### What needs to be done
Drop the images; return everything else in the listing below exactly.

☆ ☆ ☆

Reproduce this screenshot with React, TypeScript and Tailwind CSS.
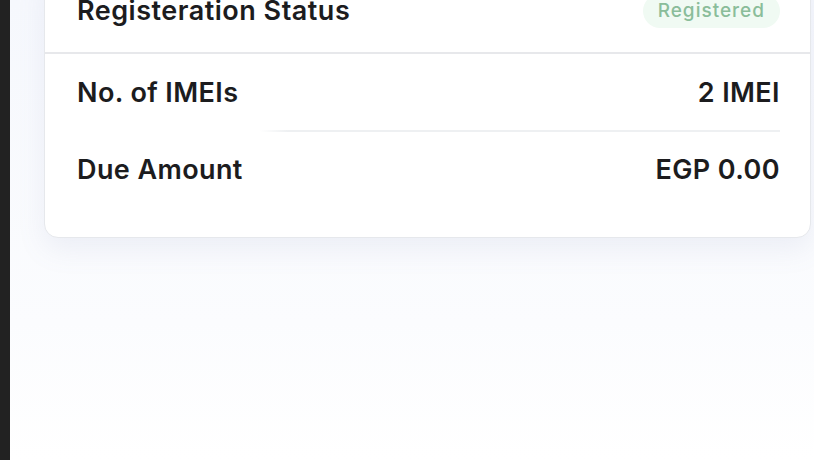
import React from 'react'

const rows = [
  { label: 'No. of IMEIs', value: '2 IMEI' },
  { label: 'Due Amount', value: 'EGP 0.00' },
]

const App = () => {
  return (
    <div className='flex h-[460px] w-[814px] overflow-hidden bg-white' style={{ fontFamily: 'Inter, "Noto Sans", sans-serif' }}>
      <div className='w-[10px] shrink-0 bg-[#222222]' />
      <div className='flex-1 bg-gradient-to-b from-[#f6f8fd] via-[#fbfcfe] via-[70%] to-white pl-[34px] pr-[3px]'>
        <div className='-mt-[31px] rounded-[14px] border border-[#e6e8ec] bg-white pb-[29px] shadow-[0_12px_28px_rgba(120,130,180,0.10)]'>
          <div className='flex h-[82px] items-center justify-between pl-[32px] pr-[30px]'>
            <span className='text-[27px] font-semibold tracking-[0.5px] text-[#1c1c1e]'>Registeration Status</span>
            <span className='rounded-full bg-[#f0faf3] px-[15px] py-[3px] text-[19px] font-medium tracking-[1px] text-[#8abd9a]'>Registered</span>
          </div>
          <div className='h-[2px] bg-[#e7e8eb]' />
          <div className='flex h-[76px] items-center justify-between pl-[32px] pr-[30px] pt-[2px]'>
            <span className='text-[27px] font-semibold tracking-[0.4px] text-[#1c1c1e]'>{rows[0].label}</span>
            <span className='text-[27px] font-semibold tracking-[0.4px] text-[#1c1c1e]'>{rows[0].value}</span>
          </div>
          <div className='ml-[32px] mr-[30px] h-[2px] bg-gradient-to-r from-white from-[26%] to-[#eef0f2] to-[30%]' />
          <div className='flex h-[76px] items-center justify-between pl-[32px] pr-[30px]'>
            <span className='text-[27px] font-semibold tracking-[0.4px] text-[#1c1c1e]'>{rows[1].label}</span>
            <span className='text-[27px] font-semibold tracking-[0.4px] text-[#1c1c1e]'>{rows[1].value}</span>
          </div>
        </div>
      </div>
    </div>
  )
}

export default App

☆ ☆ ☆

### Task result
Reproduce this screenshot with React, TypeScript and Tailwind CSS.
import React from 'react'

const rows = [
  { label: 'No. of IMEIs', value: '2 IMEI' },
  { label: 'Due Amount', value: 'EGP 0.00' },
]

const App = () => {
  return (
    <div className='flex h-[460px] w-[814px] overflow-hidden bg-white' style={{ fontFamily: 'Inter, "Noto Sans", sans-serif' }}>
      <div className='w-[10px] shrink-0 bg-[#222222]' />
      <div className='flex-1 bg-gradient-to-b from-[#f6f8fd] via-[#fbfcfe] via-[70%] to-white pl-[34px] pr-[3px]'>
        <div className='-mt-[31px] rounded-[14px] border border-[#e6e8ec] bg-white pb-[29px] shadow-[0_12px_28px_rgba(120,130,180,0.10)]'>
          <div className='flex h-[82px] items-center justify-between pl-[32px] pr-[30px]'>
            <span className='text-[27px] font-semibold tracking-[0.5px] text-[#1c1c1e]'>Registeration Status</span>
            <span className='rounded-full bg-[#f0faf3] px-[15px] py-[3px] text-[19px] font-medium tracking-[1px] text-[#8abd9a]'>Registered</span>
          </div>
          <div className='h-[2px] bg-[#e7e8eb]' />
          <div className='flex h-[76px] items-center justify-between pl-[32px] pr-[30px] pt-[2px]'>
            <span className='text-[27px] font-semibold tracking-[0.4px] text-[#1c1c1e]'>{rows[0].label}</span>
            <span className='text-[27px] font-semibold tracking-[0.4px] text-[#1c1c1e]'>{rows[0].value}</span>
          </div>
          <div className='ml-[32px] mr-[30px] h-[2px] bg-gradient-to-r from-white from-[26%] to-[#eef0f2] to-[30%]' />
          <div className='flex h-[76px] items-center justify-between pl-[32px] pr-[30px]'>
            <span className='text-[27px] font-semibold tracking-[0.4px] text-[#1c1c1e]'>{rows[1].label}</span>
            <span className='text-[27px] font-semibold tracking-[0.4px] text-[#1c1c1e]'>{rows[1].value}</span>
          </div>
        </div>
      </div>
    </div>
  )
}

export default App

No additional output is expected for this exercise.